"Birds will do a fat lot. Birds sent me to work up a connection in the Mexican Gulf, and I've done it, and they've raised my screw two pound a month after four years' service. I jettison the customers' cargo, and probably sha'n't be able to pay for half of it. Customers will get mad, and give their business to other lines which don't run foul of blazing emigrant packets."

"Birds would never dare to fire you out for that."

"Oh, Lord, no! They'd say: 'We don't like the way you've taken to wear your back hair, Captain. And, besides, we want younger blood amongst our skippers. You'll find your check ready for you in the outer office. Mind the step!'"

"I'm awfully sorry, Skipper. If there's anything I can do, sir--"

Captain Kettle sighed, and looked drearily out at the blazing ship and the tumbled waste of sea on which she floated. But he felt that he had been showing weakness, and pulled himself together again smartly. "Yes, there is, my lad. I'm a disappointed man, and I've been talking a lot more than's dignified. You'll do me a real kindness if you'll forget all that's been said. Away with you on to the main deck, and get hatches off, and whip the top tier of that cargo over the side as fast as you can make the winches travel. If the old Flamingo is going to serve out free hospitality, by James! she shall do it full weight. By James! I'd give the beggars champagne and spring mattresses if I'd got 'em."

Meanwhile, those on the German emigrant steamer had seen the coming of the shabby little English trader with bumping hearts. Till then the crew, with (so to speak) their backs up against a wall, had fought the fire with diligence; but when the nearness of a potential rescuer was reported, they discovered for themselves at once that the fire was beyond control. They were joined by the stokehold gangs, and they made at once for the boats, overpowering any officer who happened to come between them and their desires. The limp, tottery, half-fed, wholly seasick emigrants they easily shoved aside, and these in their turn by sheer mass thrust back the small handful of first-class passengers, and away screamed out the davit tackles, as the boats were lowered full of madly frightened deck hands and grimy handlers of coal.

Panic had sapped every trace of their manhood. They had concern only for their own skins; for the miserables remaining on the Grosser Carl they had none. And if for a minute any of them permitted himself to think, he decided that in the Herr Gott's good time the English would send boats and fetch them off. The English had always a special gusto for this meddling rescue work.

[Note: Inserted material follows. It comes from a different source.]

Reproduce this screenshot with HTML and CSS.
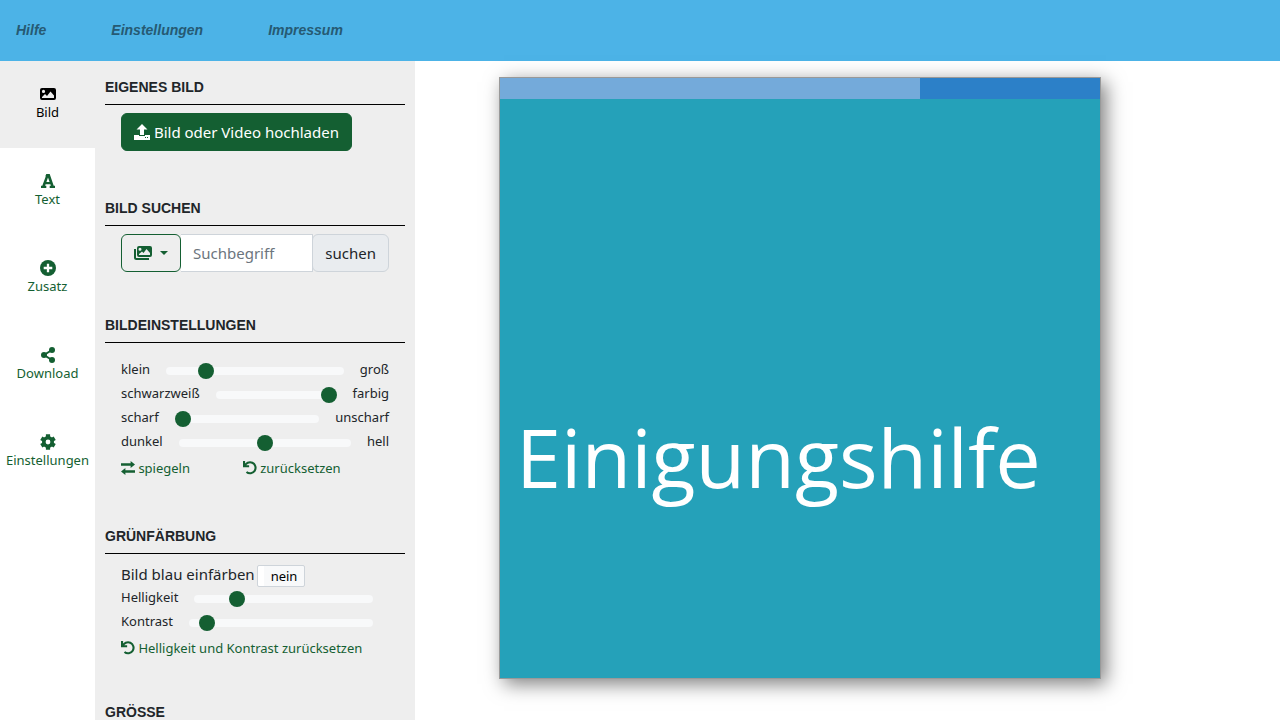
FILE: index.html
```html
<!DOCTYPE html>
<html lang="de">
<head>
<meta charset="utf-8">
<meta name="viewport" content="width=device-width, initial-scale=1">
<title>Bildgenerator</title>
<link rel="stylesheet" href="styles.css">
</head>
<body>
<svg class="sprite" aria-hidden="true">
  <symbol id="undo" viewBox="0 0 16 16"><path d="M1.200 0v6H7M2 6a6.300 6.300 0 1 1 2 6.600" fill="none" stroke="currentColor" stroke-width="2.400"/></symbol>
</svg>
<header class="topbar">
  <nav class="topnav">
    <a href="#hilfe">Hilfe</a>
    <a href="#einstellungen">Einstellungen</a>
    <a href="#impressum">Impressum</a>
  </nav>
</header>
<div class="workspace">
  <nav class="tabs">
    <a class="tab tab-active" href="#bild">
      <svg class="icon" viewBox="0 0 16 16"><path fill="currentColor" fill-rule="evenodd" d="M2 2h12a2 2 0 0 1 2 2v8a2 2 0 0 1-2 2H2a2 2 0 0 1-2-2V4a2 2 0 0 1 2-2zM3.500 3.800a1.600 1.600 0 1 0 0 3.200 1.600 1.600 0 0 0 0-3.200zM2 12h12V9.500l-3.500-4-3.500 4.500-2-2-3 3z"/></svg>
      Bild</a>
    <a class="tab" href="#text">
      <svg class="icon" viewBox="0 0 16 16"><path fill="currentColor" fill-rule="evenodd" d="M6.300 1h3.400l4 11.700H15V15H9.700v-2.300h1.200l-.5-1.500H5.600l-.5 1.500h1.200V15H1v-2.300h1.300L5.800 3.300h-.5zM8 4.500 6.400 9h3.200z"/></svg>
      Text</a>
    <a class="tab" href="#zusatz">
      <svg class="icon" viewBox="0 0 16 16"><circle cx="8" cy="8" r="8" fill="currentColor"/><path d="M8 3.700v8.600M3.700 8h8.600" stroke="#fff" stroke-width="2.300"/></svg>
      Zusatz</a>
    <a class="tab" href="#download">
      <svg class="icon" viewBox="0 0 16 16"><g fill="currentColor"><circle cx="12" cy="3" r="3"/><circle cx="4" cy="8" r="3"/><circle cx="12" cy="13" r="3"/></g><path d="M12 3 4 8l8 5" fill="none" stroke="currentColor" stroke-width="2"/></svg>
      Download</a>
    <a class="tab" href="#optionen">
      <svg class="icon" viewBox="0 0 16 16"><g fill="none" stroke="currentColor"><circle cx="8" cy="8" r="4.200" stroke-width="3.600"/><path stroke-width="4.200" d="M8 .3v3M8 12.700v3M1.300 4.200l2.600 1.500M12.100 10.300l2.600 1.500M1.300 11.800l2.600-1.500M12.100 5.700l2.600-1.500"/></g></svg>
      Einstellungen</a>
  </nav>
  <aside class="panel">
    <section class="section section-roomy">
      <h2>Eigenes Bild</h2>
      <div class="content">
        <button class="btn btn-primary" type="button"><svg class="icon" viewBox="0 0 16 16"><path fill="currentColor" d="M8 0l5.500 5.500H10V11H6V5.500H2.500zM0 11h5v1h6v-1h5v5H0z"/><path fill="#145f32" d="M11 13h1v1h-1zM13 13h1v1h-1z"/></svg> Bild oder Video hochladen</button>
      </div>
    </section>
    <section class="section">
      <h2>Bild suchen</h2>
      <form class="content search">
        <button class="btn btn-outline" type="button" aria-label="Bildquelle"><svg class="icon icon-wide" viewBox="0 0 18 16"><path fill="currentColor" fill-rule="evenodd" d="M5 1h11a2 2 0 0 1 2 2v7a2 2 0 0 1-2 2H5a2 2 0 0 1-2-2V3a2 2 0 0 1 2-2zm1 1.800a1.500 1.500 0 1 0 0 3 1.500 1.500 0 0 0 0-3zM5 10h11V8l-3.500-4L9.500 8 8 6.500 5 9z"/><path d="M1 4v8.500q0 1.500 1.500 1.500H15" fill="none" stroke="currentColor" stroke-width="2"/></svg><span class="caret"></span></button>
        <input class="search-input" type="text" placeholder="Suchbegriff" aria-label="Suchbegriff">
        <button class="btn btn-addon" type="button">suchen</button>
      </form>
    </section>
    <section class="section section-roomy">
      <h2>Bildeinstellungen</h2>
      <div class="content content-low">
        <div class="slider"><label for="zoom">klein</label><input id="zoom" type="range" min="0" max="100" value="20"><span>groß</span></div>
        <div class="slider"><label for="farbe">schwarzweiß</label><input id="farbe" type="range" min="0" max="100" value="100"><span>farbig</span></div>
        <div class="slider"><label for="blur">scharf</label><input id="blur" type="range" min="0" max="100" value="0"><span>unscharf</span></div>
        <div class="slider"><label for="licht">dunkel</label><input id="licht" type="range" min="0" max="100" value="50"><span>hell</span></div>
        <div class="actions">
          <a href="#spiegeln"><svg class="icon icon-small" viewBox="0 0 16 16"><path fill="currentColor" d="M0 2.700h11V0l5 4-5 4V5.300H0zM16 10.700H5V8l-5 4 5 4v-2.700h11z"/></svg> spiegeln</a>
          <a href="#zuruecksetzen"><svg class="icon icon-small"><use href="#undo"/></svg> zurücksetzen</a>
        </div>
      </div>
    </section>
    <section class="section">
      <h2>Grünfärbung</h2>
      <div class="content">
        <div class="tint"><span>Bild blau einfärben</span><button class="toggle" type="button">nein</button></div>
        <div class="slider slider-short"><label for="helligkeit">Helligkeit</label><input id="helligkeit" type="range" min="0" max="100" value="21"></div>
        <div class="slider slider-short"><label for="kontrast">Kontrast</label><input id="kontrast" type="range" min="0" max="100" value="6"></div>
        <div class="actions actions-single"><a href="#tint-reset"><svg class="icon icon-small"><use href="#undo"/></svg> Helligkeit und Kontrast zurücksetzen</a></div>
      </div>
    </section>
    <section class="section">
      <h2>Grösse</h2>
    </section>
  </aside>
  <main class="stage">
    <div class="artboard">
      <div class="stripe"></div>
      <div class="headline">Einigungshilfe</div>
    </div>
  </main>
</div>
</body>
</html>
```
FILE: styles.css
```css
* { box-sizing: border-box; }

body {
  display: flex;
  flex-direction: column;
  height: 100vh;
  margin: 0;
  overflow: hidden;
  background: #fff;
  color: #212529;
  font: 15px/24px "Noto Sans", sans-serif;
}

a { text-decoration: none; }
button, input { font: inherit; }
.sprite { display: none; }

.icon {
  width: 16px;
  height: 16px;
  overflow: visible;
}
.icon-wide { width: 18px; }
.icon-small { width: 14px; height: 14px; vertical-align: -2px; }

.topbar {
  flex: none;
  padding: 16px;
  background: #4cb3e7;
}
.topnav {
  display: flex;
  gap: 65px;
}
.topnav a {
  color: #265a73;
  font: italic bold 14px/29px "Liberation Sans", sans-serif;
}

.workspace {
  display: flex;
  flex: 1;
  min-height: 0;
}

.tabs {
  flex: none;
  width: 95px;
}
.tab {
  display: flex;
  flex-direction: column;
  align-items: center;
  padding: 25px 0 26px;
  color: #145f32;
  font-size: 13px;
  line-height: 20px;
}
.tab-active {
  background: #eee;
  color: #000;
}

.panel {
  flex: none;
  width: 320px;
  padding: 16px 10px;
  overflow: hidden;
  background: #eee;
}
.section { margin-bottom: 43px; }
.section-roomy { margin-bottom: 47px; }
.section h2 {
  margin: 0;
  padding-bottom: 7px;
  border-bottom: 1px solid #000;
  font: bold 14px/20px "Liberation Sans", sans-serif;
  text-transform: uppercase;
}
.content { padding: 8px 16px 0; }
.content-low { padding-top: 16px; }

.btn {
  padding: 6px 12px;
  border: 1px solid #145f32;
  border-radius: 6px;
  white-space: nowrap;
}
.btn .icon { vertical-align: -2px; }
.btn-primary {
  display: block;
  background: #145f32;
  color: #fff;
}
.search { display: flex; }
.btn-outline {
  background: transparent;
  color: #145f32;
}
.btn-addon {
  margin-left: -1px;
  border-color: #ced4da;
  background: #e9ecef;
  color: #212529;
}
.caret {
  display: inline-block;
  margin-left: 8px;
  border: 4px solid transparent;
  border-top-color: currentColor;
  border-bottom: 0;
  vertical-align: 4px;
}
.search-input {
  flex: 1;
  min-width: 0;
  padding: 6px 12px;
  border: 1px solid #ced4da;
  border-left: 0;
  background: #fff;
}
.search-input::placeholder { color: #6c757d; }

.slider {
  display: flex;
  gap: 16px;
  height: 24px;
  font-size: 13px;
  line-height: 21px;
}
.slider-short { padding-right: 16px; }
.slider input {
  flex: 1;
  min-width: 0;
  height: 24px;
  margin: 0;
  appearance: none;
  background: transparent;
}
.slider input::-webkit-slider-runnable-track {
  height: 8px;
  border-radius: 8px;
  background: #f8f9fa;
}
.slider input::-webkit-slider-thumb {
  width: 16px;
  height: 16px;
  margin-top: -4px;
  border-radius: 50%;
  appearance: none;
  background: #145f32;
}

.actions {
  display: grid;
  grid-template-columns: 5fr 6fr;
  padding-top: 3px;
  font-size: 13px;
  line-height: 21px;
}
.actions-single { grid-template-columns: 1fr; }
.actions a {
  color: #145f32;
  white-space: nowrap;
}

.tint {
  display: flex;
  align-items: flex-end;
  gap: 2px;
  height: 25px;
}
.tint span { align-self: flex-start; }
.toggle {
  height: 22px;
  padding: 0 7px 0 13px;
  border: 1px solid #ced4da;
  border-radius: 2px;
  background: linear-gradient(to right, #fff 6px, #f8f9fa 6px);
  color: #000;
  font-size: 13px;
  line-height: 20px;
}

.stage {
  flex: 1;
  padding: 16px 84px;
}
.artboard {
  max-width: 602px;
  aspect-ratio: 1;
  border: 1px solid #999;
  background: #25a1b9;
  box-shadow: 5px 5px 18px rgba(0, 0, 0, 0.5);
}
.stripe {
  height: 21px;
  background: linear-gradient(to right, #74aada 70%, #2c80c8 70%);
}
.headline {
  padding: 304px 16px 0;
  color: #fff;
  font: 81px/108px "Open Sans", sans-serif;
}
```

However, it is easy to decide on lowering boats, but not always so easy to carry it into safe fact if you are mad with scare, and there is no one whom you will listen to to give the necessary simple orders. And, as a consequence, one boat, chiefly manned by the coal interest, swamped alongside before it could be shoved clear; the forward davit fall of another jammed, and let it dangle vertically up and down when the after fall overhauled; and only one boat got away clear.

The reception which this small cargo of worthies met with surprised them. They pulled with terrified haste to the Flamingo, got under her lee, and clung desperately to the line which was thrown to them. But to the rail above them came the man who expected to be ruined by this night's work, and the pearls of speech which fell from his lips went home through even their thick hides.

Captain Kettle, being human, had greatly needed some one during the last half-hour to ease his feelings on--though he was not the man to own up to such a weakness, even to himself--and the boat came neatly to supply his want. It was long enough since he had found occasion for such an outburst, but the perfection of his early training stood him in good stead then. Every biting insult in his vocabulary, every lashing word that is used upon the seas, every gibe, national, personal, or professional, that a lifetime of hard language could teach, he poured out on that shivering boat's crew then.